Yes, teach kids about personal safety but they must also learn to defend themselves aggressively. They must learn to fight back ferociously or they may suffer a terrible ordeal.
Certainly, dear caller, that is one school of thought. There are those who believe violence against an assailant could be counterproductive for a child who is not capable of taking down an attacker. Ultimately it is up to a child’s parents to instill in them the rules of safety. Red Phone believes all can agree that the best measure is for a child to never be placed in that situation.

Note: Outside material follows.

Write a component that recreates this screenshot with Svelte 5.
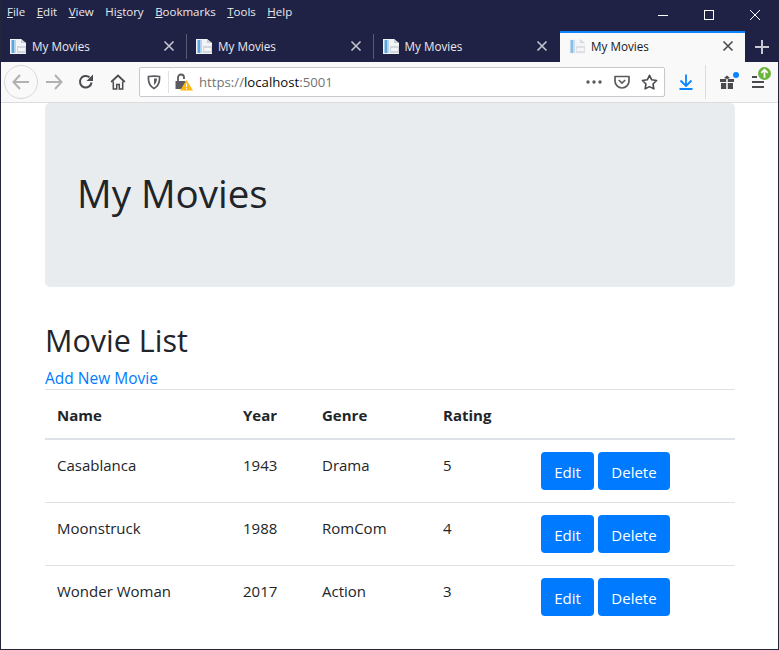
<script>
  const tabs = [
    { id: 1, active: false },
    { id: 2, active: false },
    { id: 3, active: false },
    { id: 4, active: true }
  ];
  const movies = [
    { name: 'Casablanca', year: 1943, genre: 'Drama', rating: 5 },
    { name: 'Moonstruck', year: 1988, genre: 'RomCom', rating: 4 },
    { name: 'Wonder Woman', year: 2017, genre: 'Action', rating: 3 }
  ];
</script>

<div class="window">
  <header class="chrome">
    <div class="titlebar">
      <nav class="menu">
        <span><u>F</u>ile</span>
        <span><u>E</u>dit</span>
        <span><u>V</u>iew</span>
        <span>Hi<u>s</u>tory</span>
        <span><u>B</u>ookmarks</span>
        <span><u>T</u>ools</span>
        <span><u>H</u>elp</span>
      </nav>
      <div class="winctl">
        <svg width="12" height="12" viewBox="0 0 12 12"><path d="M1 6.500h10" stroke="#fff" fill="none"/></svg>
        <svg width="12" height="12" viewBox="0 0 12 12"><rect x="1.500" y="1.500" width="9" height="9" stroke="#fff" fill="none"/></svg>
        <svg width="12" height="12" viewBox="0 0 12 12"><path d="M1 1l10 10M11 1L1 11" stroke="#fff" fill="none"/></svg>
      </div>
    </div>
    <div class="tabstrip">
      {#each tabs as t (t.id)}
        <div class="tab" class:active={t.active}>
          <svg class="fav" width="16" height="16" viewBox="0 0 16 16">
            <path d="M0 1h11l5 4v11H0z" fill="#f1f3f6"/>
            <path d="M1.500 2h3v13h-3z" fill="#5aa5dc"/>
            <path d="M4.500 2h1.500v13H4.500z" fill="#b7d6ee"/>
            <path d="M11 1l5 4h-5z" fill="#c9ccd2"/>
            <path d="M7 8h9v7H7z" fill="#d3d6dc"/>
            <path d="M8 10h7v3H8z" fill="#f4f5f7"/>
          </svg>
          <span class="tabtitle">My Movies</span>
          <svg class="tabx" width="12" height="12" viewBox="0 0 12 12"><path d="M1.500 1.500l9 9M10.500 1.500l-9 9" stroke="currentColor" stroke-width="1.600" fill="none"/></svg>
        </div>
      {/each}
      <svg class="newtab" width="16" height="16" viewBox="0 0 16 16"><path d="M8 1v14M1 8h14" stroke="#c8c9d2" stroke-width="2" fill="none"/></svg>
    </div>
    <div class="toolbar">
      <div class="backbtn">
        <svg width="18" height="16" viewBox="0 0 18 16"><path d="M8 1L1.500 8 8 15M2 8h15" stroke="#b1b1b3" stroke-width="2" fill="none"/></svg>
      </div>
      <svg class="fwd" width="18" height="16" viewBox="0 0 18 16"><path d="M10 1l6.500 7-6.500 7M16 8H1" stroke="#b1b1b3" stroke-width="2" fill="none"/></svg>
      <svg class="reload" width="16" height="16" viewBox="0 0 16 16"><path d="M13.500 8.500A5.800 5.800 0 1 1 11.500 3.300" stroke="#4a4a4f" stroke-width="2" fill="none"/><path d="M15 0.500V7H8.500z" fill="#4a4a4f"/></svg>
      <svg class="home" width="16" height="16" viewBox="0 0 16 16"><path d="M1.200 8L8 1.500 14.800 8" stroke="#4a4a4f" stroke-width="1.800" fill="none"/><path d="M3.300 7.500V15h3.400v-4.500h2.600V15h3.400V7.500" stroke="#4a4a4f" stroke-width="1.500" fill="none"/></svg>
      <div class="urlbar">
        <svg class="shield" width="14" height="16" viewBox="0 0 14 16"><path d="M1.500 2.500C4.500 2 9.500 2 12.500 2.500c.4 5-1 9.500-5.500 12C2.500 12 1.100 7.500 1.500 2.500z" stroke="#5a5a5f" stroke-width="1.700" fill="none"/><path d="M7 4.500h3c0 3-1 5-3 6.500z" fill="#5a5a5f"/></svg>
        <span class="sep"></span>
        <svg class="lock" width="18" height="18" viewBox="0 0 18 18"><path d="M3 8.500V4.500a3 3 0 0 1 6 0V6" stroke="#5a5a5f" stroke-width="1.800" fill="none"/><path d="M0.500 8h10v8h-10z" fill="#5a5a5f"/><path d="M11.500 7L18 17.500H5z" fill="#ffb70f"/><path d="M11.500 10.500v3.500M11.500 15v1.200" stroke="#fff" stroke-width="1.100"/></svg>
        <span class="url"><span class="dim">https://</span>localhost<span class="dim">:5001</span></span>
        <span class="grow"></span>
        <svg class="dots" width="16" height="4" viewBox="0 0 16 4"><circle cx="2" cy="2" r="1.700" fill="#5a5a5f"/><circle cx="8" cy="2" r="1.700" fill="#5a5a5f"/><circle cx="14" cy="2" r="1.700" fill="#5a5a5f"/></svg>
        <svg class="pocket" width="16" height="16" viewBox="0 0 16 16"><path d="M1 2.500h14V7a7 7 0 0 1-14 0z" stroke="#5a5a5f" stroke-width="1.700" fill="none" stroke-linejoin="round"/><path d="M4.800 6L8 9l3.200-3" stroke="#5a5a5f" stroke-width="1.700" fill="none"/></svg>
        <svg class="star" width="17" height="16" viewBox="0 0 17 16"><path d="M8.500 1.300l2.200 4.500 4.900.7-3.600 3.500.9 4.900-4.400-2.300-4.400 2.300.9-4.900L1.400 6.500l4.900-.7z" stroke="#4a4a4f" stroke-width="1.600" fill="none" stroke-linejoin="round"/></svg>
      </div>
      <svg class="dl" width="14" height="16" viewBox="0 0 14 16"><path d="M7 0.500v11M1.500 6.500L7 12l5.500-5.500M0.500 15h13" stroke="#0a84ff" stroke-width="1.800" fill="none"/></svg>
      <span class="tbsep"></span>
      <div class="gift">
        <svg width="16" height="16" viewBox="0 0 16 16"><path d="M1 5h6.200v3H1zM8.800 5H15v3H8.800zM2 9h5.200v6H2zM8.800 9H14v6H8.800z" fill="#4a4a4f"/><path d="M5 4l3-2.500L11 4 8 5z" fill="#4a4a4f"/></svg>
        <i class="bluedot"></i>
      </div>
      <div class="burger">
        <svg width="14" height="14" viewBox="0 0 14 14"><path d="M0 2h5M0 7h12M0 12h12" stroke="#4a4a4f" stroke-width="1.800" fill="none"/></svg>
        <svg class="update" width="13" height="13" viewBox="0 0 12 12"><circle cx="6" cy="6" r="6" fill="#6bb53c"/><path d="M6 10V3M3 5.500L6 2.500l3 3" stroke="#fff" stroke-width="1.600" fill="none"/></svg>
      </div>
    </div>
  </header>

  <main class="page">
    <section class="jumbotron">
      <h1>My Movies</h1>
    </section>
    <h2>Movie List</h2>
    <a class="addlink" href="#add">Add New Movie</a>
    <table>
      <thead>
        <tr>
          <th class="c-name">Name</th>
          <th class="c-year">Year</th>
          <th class="c-genre">Genre</th>
          <th class="c-rating">Rating</th>
          <th></th>
        </tr>
      </thead>
      <tbody>
        {#each movies as m (m.name)}
          <tr>
            <td>{m.name}</td>
            <td>{m.year}</td>
            <td>{m.genre}</td>
            <td>{m.rating}</td>
            <td>
              <div class="actions">
                <button class="edit">Edit</button>
                <button class="del">Delete</button>
              </div>
            </td>
          </tr>
        {/each}
      </tbody>
    </table>
  </main>
</div>

<style>
  :global(body) {
    margin: 0;
    background: #fff;
  }
  .window {
    box-sizing: border-box;
    width: 779px;
    height: 650px;
    border: 1px solid #23253a;
    border-top: 0;
    display: flex;
    flex-direction: column;
    overflow: hidden;
    font-family: "Open Sans", "Noto Sans", sans-serif;
    color: #212529;
    background: #fff;
  }
  .chrome {
    background: #1f2244;
    flex: none;
  }
  .titlebar {
    height: 31px;
    display: flex;
    justify-content: space-between;
  }
  .menu {
    display: flex;
    gap: 11.500px;
    padding: 3px 0 0 6px;
    font-size: 11.500px;
    line-height: 17px;
    color: #e9e9ef;
  }
  .winctl {
    display: flex;
    gap: 34px;
    padding: 9px 17px 0 0;
    height: 12px;
  }
  .tabstrip {
    height: 31px;
    display: flex;
    align-items: stretch;
  }
  .tab {
    box-sizing: border-box;
    width: 186.500px;
    display: flex;
    align-items: center;
    padding: 0 12px 2px 9px;
    gap: 6px;
    color: #e9e9ef;
    font-size: 11.700px;
    position: relative;
  }
  .tab:first-child { width: 186px; }
  .tab + .tab:not(.active)::before {
    content: "";
    position: absolute;
    left: -1px;
    top: 3px;
    bottom: 3px;
    width: 1px;
    background: #5a5c74;
  }
  .tab.active {
    background: #f9f9fa;
    color: #18181a;
    border-top: 2px solid #0a84ff;
    width: 185px;
    padding: 0 11px 3px 9px;
  }
  .fav { flex: none; }
  .tabtitle { flex: 1; }
  .tabx { color: #c4c5cf; }
  .active .tabx { color: #4a4a4f; }
  .active .fav { opacity: 0.7; }
  .newtab { align-self: center; margin-left: 9px; }
  .toolbar {
    height: 41px;
    box-sizing: border-box;
    background: #f9f9fa;
    border-bottom: 1px solid #dcdcde;
    display: flex;
    align-items: center;
    position: relative;
  }
  .backbtn {
    box-sizing: border-box;
    width: 34px;
    height: 34px;
    margin-left: 3px;
    border: 1px solid #d8d8da;
    border-radius: 50%;
    display: flex;
    align-items: center;
    justify-content: center;
  }
  .fwd { margin-left: 7px; }
  .reload { margin-left: 15px; }
  .home { margin-left: 16px; }
  .urlbar {
    box-sizing: border-box;
    margin-left: 13px;
    width: 526px;
    height: 30px;
    background: #fff;
    border: 1px solid #c8c8ca;
    border-radius: 2px;
    display: flex;
    align-items: center;
    font-size: 13.200px;
    color: #0c0c0d;
  }
  .shield { margin-left: 7px; }
  .sep { width: 1px; height: 22px; background: #e2e2e4; margin-left: 7px; }
  .lock { margin-left: 6px; }
  .url { margin-left: 6px; }
  .dim { color: #737373; }
  .grow { flex: 1; }
  .pocket { margin-left: 12px; }
  .star { margin: 0 6px 0 11px; }
  .dl { margin-left: 14px; }
  .tbsep { width: 1px; height: 34px; background: #dcdcde; margin-left: 12px; }
  .gift { position: relative; margin-left: 13px; width: 16px; height: 16px; }
  .gift svg { display: block; }
  .bluedot {
    position: absolute;
    top: -2px;
    right: -4px;
    width: 6px;
    height: 6px;
    border-radius: 50%;
    background: #0a84ff;
  }
  .burger { position: relative; margin-left: 17px; width: 14px; height: 14px; }
  .burger svg { display: block; }
  .burger .update { position: absolute; top: -8px; left: 6px; }
  .page {
    padding: 0 43px 0 44px;
    flex: 1;
  }
  .jumbotron {
    box-sizing: border-box;
    height: 184px;
    background: #e9ecef;
    border-radius: 5px;
    padding: 66px 32px 0;
  }
  h1 {
    margin: 0;
    font-size: 38.500px;
    line-height: 48px;
    font-weight: 400;
  }
  h2 {
    margin: 34px 0 6px;
    font-size: 30.500px;
    line-height: 38px;
    font-weight: 400;
  }
  .addlink {
    display: block;
    color: #007bff;
    font-size: 15.500px;
    line-height: 22px;
    padding-top: 2px;
    text-decoration: none;
  }
  table {
    width: 690px;
    border-collapse: collapse;
    table-layout: fixed;
    font-size: 15px;
    line-height: 24px;
  }
  th {
    text-align: left;
    padding: 13px 12px 11px;
    font-weight: 700;
    border-top: 1px solid #dee2e6;
    border-bottom: 2px solid #dee2e6;
  }
  td {
    padding: 12px;
    vertical-align: top;
    border-top: 1px solid #dee2e6;
  }
  tbody td:not(:last-child) { padding-top: 13px; }
  thead + tbody tr:first-child td { border-top: 0; }
  .c-name { width: 162px; }
  .c-year { width: 55px; }
  .c-genre { width: 97px; }
  .c-rating { width: 74px; }
  .actions { display: flex; gap: 4px; }
  button {
    height: 38px;
    padding: 2px 0 0;
    border: 0;
    border-radius: 4px;
    background: #007bff;
    color: #fff;
    font: inherit;
    margin: 0;
  }
  .edit { width: 53px; }
  .del { width: 72px; }
</style>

It concerns me as a parent of children at Gilroy High School, that they have to experience the effects of other students’ attempts at drinking alcohol while in class and at school functions. Apparently the innocuous “sports drinks” are being tampered with by adding vodka, etc. We are so sensitive to cases of race, language, drugs, sex, but is enough done about alcohol, society effects and right and wrong? I am not against alcohol per se, but do think we do not have enough strength in the area of right and wrong. I have to only hope that adolescent peer pressure will not overcome those kids that do recognize good from evil.
Red Phone has no doubt that high school kids have been trying to get away with things like that since the Russians invented vodka. We are equally certain that the high school administrators won’t tolerate students drinking on campus. However, we’re not certain why you make the distinction between alcohol and drugs. Alcohol is the most deadly drug in the United States, both in its long-term use and its contribution to domestic violence and motor vehicle fatalities. Certainly any curriculum on substance abuse is going to include both legal and illegal drugs. As for your last comment, good caller, while the dangers of substance abuse must be impressed on young minds, Red Phone will let you refer to kids being “evil.” We just as soon stay out of the Stolichnaya exorcism business.
You recently published (11/13/07) that one of Gilroy’s most wanted had been “captured.” However this person actually “turned” himself in to GPD. Please get your stories RIGHT!
Well, dear caller, whether a suspect self-surrenders at the PD station or is ordered out of a car at gunpoint on a felony stop is beside the point of the wanted fugitive now being apprehended, thus “captured.” Personally, if Red Phone was facing a felony warrant, it would prefer to be captured in the calm of a police station rather than eating asphalt on some random night.